When it comes to men, Sania has a very specific idea of what she likes. "He has to be good looking and over six feet tall," she says. "No, on a serious note, I think he needs to understand me and he needs to be a nice person and not have any ego hassles. I need a guy who understands me." Think you fit the bill? Keep in mind that you'll have to get by Naseem Mirza, Sania's mother and constant traveling companion on the pro circuit.
SANIA MIRZA ACCOMPLISHMENTS & FAME
When you come from a country of a billion people, your fame has a way of building rapidly. Since bursting onto the professional scene, Sania has helped to put Indian tennis on the map by winning the 2003 Wimbledon Championships Girls' doubles title, the 2004 Hyderabad Open doubles championship and the 2005 Hyderabad Open singles crown.
Strong showings at other events (like the Australian Open, where she went head-to-head with Sernea Williams, and the U.S. Open, where she took on Maria Sharapova) have only added to Sania's mystique. She is currently the highest-ranked woman player to ever emerge from India, and she has defeated two top 10 players in Svetlana Kuznetsova and Nadia Petrova.
Sania's stellar play and winning personality have won her an Arjuna Award, India's top sports honor, and a place on the South Asian cover of Time magazine, where she was included in the publication's list of "Asia's 50 heroes."

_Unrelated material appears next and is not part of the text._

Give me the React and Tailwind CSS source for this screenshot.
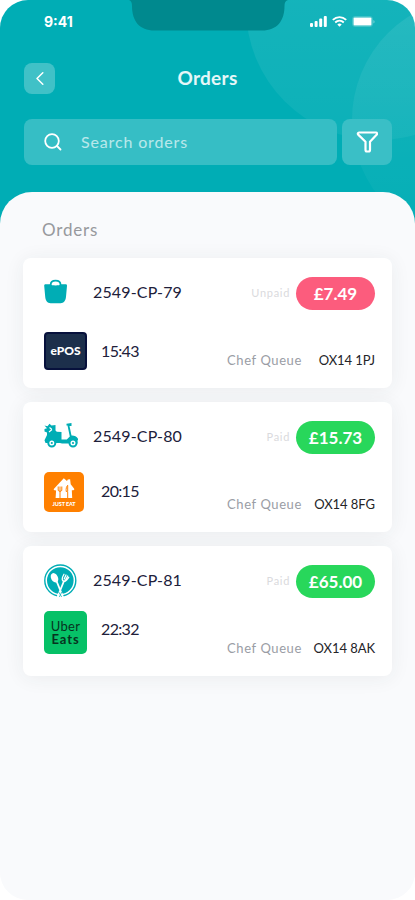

Sania's goal is to stay in the WTA's top 50 for three to four years. "Let us see how it goes," she says. "A lot of factors come into play, like luck and destiny."
On the court, Sania is your typical tennis jock, sporting a range of form-fitting clothes courtesy of her sponsor Lotto. Although her favorite colors are red and black, for the sake of competition, she wears a splash of soft yellows, blues and whites. Away from the action, her taste isn't quite so discriminating.
"I wear everything," she confesses. "Salwars, jeans, pants, everything. I mostly don't have time to wear all that, though. I am mostly in my tracks!" Sania generally accentuates her look with a nose ring, multiple earrings and her patented black-frame glasses.